1. What the master of the house saves and lays by, money laid by, savings, Dig. 32, 1, 77.—
2. What a wife owns as her independent property, and over which her husband has no control, a private purse, paraphernalia, Dig. 23, 3, 9, § 3.—
3. That which is given by a father or master to his son, daughter, or slave, as his or her private property: “frugi sum, nec potest peculium enumerari,Plaut. As. 2, 4, 91: “adimere servis peculium,Varr. R. R. 1, 2, 17; 1, 17, 5: “filii,Liv. 2, 41; cf. Sen. Ep. 11, 1: “Juliam uxorem peculio concesso a patre praebitisque annuis, fraudavit,Suet.
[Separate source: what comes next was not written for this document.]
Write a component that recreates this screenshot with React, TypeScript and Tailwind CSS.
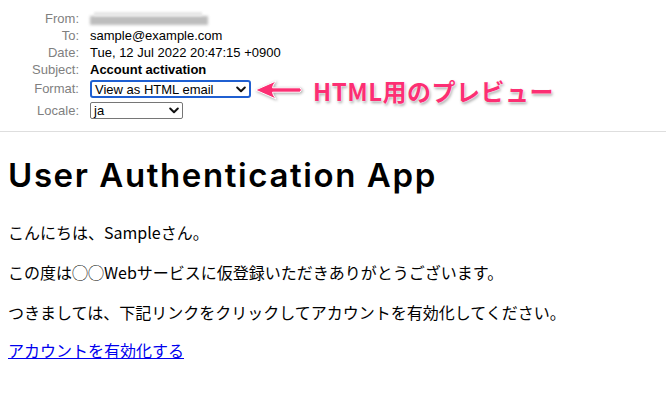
import type { ReactNode } from 'react';

const sans = "font-['Liberation_Sans','Noto_Sans_CJK_JP',sans-serif]";
const jp = "font-['Noto_Sans_CJK_JP','Noto_Sans',sans-serif]";

function Row({ label, children, h = 'h-[17px]' }: { label: string; children: ReactNode; h?: string }) {
  return (
    <div className={`flex items-center ${h}`}>
      <div className="w-[80px] shrink-0 pr-[1px] text-right text-[#7f7f7f]">{label}</div>
      <div className="ml-[10px] flex items-center">{children}</div>
    </div>
  );
}

function Chevron() {
  return (
    <svg width="10" height="7" viewBox="0 0 10 7" className="shrink-0">
      <path d="M1.2 1.5 L5 5.2 L8.8 1.5" fill="none" stroke="#111" strokeWidth="2" strokeLinecap="round" strokeLinejoin="round" />
    </svg>
  );
}

function FakeSelect({ value, width, focused }: { value: string; width: string; focused?: boolean }) {
  return (
    <div
      className={`flex items-center justify-between bg-white text-black ${width} ${
        focused
          ? 'h-[18px] rounded-[3px] border-2 border-[#1f5fd1] pl-[3px] pr-[3px]'
          : 'h-[17px] rounded-[2px] border border-[#767676] pl-[3px] pr-[3px]'
      }`}
    >
      <span className="leading-none">{value}</span>
      <Chevron />
    </div>
  );
}

function Arrow() {
  return (
    <svg width="52" height="26" viewBox="0 0 52 26" className="absolute left-[254px] top-[77px] drop-shadow-[1px_1px_1.5px_rgba(0,0,0,0.35)]">
      <path d="M1.5 13 L22 4 Q18.5 8.5 18.5 10.8 L46 10.8 Q49 13 46 15.2 L18.5 15.2 Q18.5 17.5 22 22 Z" fill="#fc2f73" stroke="white" strokeWidth="1" strokeLinejoin="round" />
    </svg>
  );
}

export default function App() {
  return (
    <div className="relative h-[401px] w-[666px] overflow-hidden bg-white">
      <header className={`border-b border-[#dedede] pb-[10px] pt-[10px] text-[13px] ${sans}`}>
        <Row label="From:">
          <div className="relative h-[14px] w-[118px]">
            <div className="absolute left-0 top-[4px] h-[9px] w-[118px] bg-[#bdbdbd] blur-[1.5px]" />
            <div className="absolute left-[4px] top-[0px] h-[4px] w-[108px] bg-[#e6e6e6] blur-[1px]" />
          </div>
        </Row>
        <Row label="To:">sample@example.com</Row>
        <Row label="Date:">Tue, 12 Jul 2022 20:47:15 +0900</Row>
        <Row label="Subject:">
          <span className="font-bold">Account activation</span>
        </Row>
        <Row label="Format:" h="h-[22px]">
          <FakeSelect value="View as HTML email" width="w-[161px]" focused />
        </Row>
        <Row label="Locale:" h="h-[21px]">
          <FakeSelect value="ja" width="w-[93px]" />
        </Row>
      </header>

      <Arrow />
      <div
        className={`absolute left-[313px] top-[76px] text-[24px] font-bold leading-[30px] tracking-[0.5px] text-[#fc2f73] ${jp} [text-shadow:0_0_1px_white,0_0_2px_white,1px_2px_3px_rgba(0,0,0,0.35)]`}
      >
        HTML用のプレビュー
      </div>

      <main className="px-2">
        <h1 className="mb-[25px] mt-[23px] font-['Inter',sans-serif] text-[33px] font-semibold leading-[40px] tracking-[1.6px] text-black">
          User Authentication App
        </h1>
        <div className={`text-[16px] leading-6 text-black ${jp}`}>
          <p className="mb-4">こんにちは、Sampleさん。</p>
          <p className="mb-4">この度は◯◯Webサービスに仮登録いただきありがとうございます。</p>
          <p className="mb-[14px]">つきましては、下記リンクをクリックしてアカウントを有効化してください。</p>
          <p>
            <a href="#" className="text-[#0000ee] underline">
              アカウントを有効化する
            </a>
          </p>
        </div>
      </main>
    </div>
  );
}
Tib. 50: “cultis augere peculia servis,fees, Juv. 3, 189.—
4. Castrense, the private property of a son acquired by military service, with the consent of his father (profecticium), or by inheritance through his mother (adventicium); then called quasi castrense, Dig. 49, 17, 5 sqq.; Paul. Sent. 3, 4; cf. Dig. 37, 6, 1.—
5. = membrum virile, Plaut. Ps. 4, 7, 92; id. Most. 1, 3, 96; Petr. S. 8; Lampr. Elag. 9; cf. peculiatus.—
II. Trop., that which belongs to one's self, one's own.—Of a letter: “sine ullo ad me peculio veniet?without any thing for myself, Sen. Ep. 12, 9.—Of the people of lsrael: “erunt mihi, in die quā ego facio, in peculium,Vulg. Mal. 3, 17.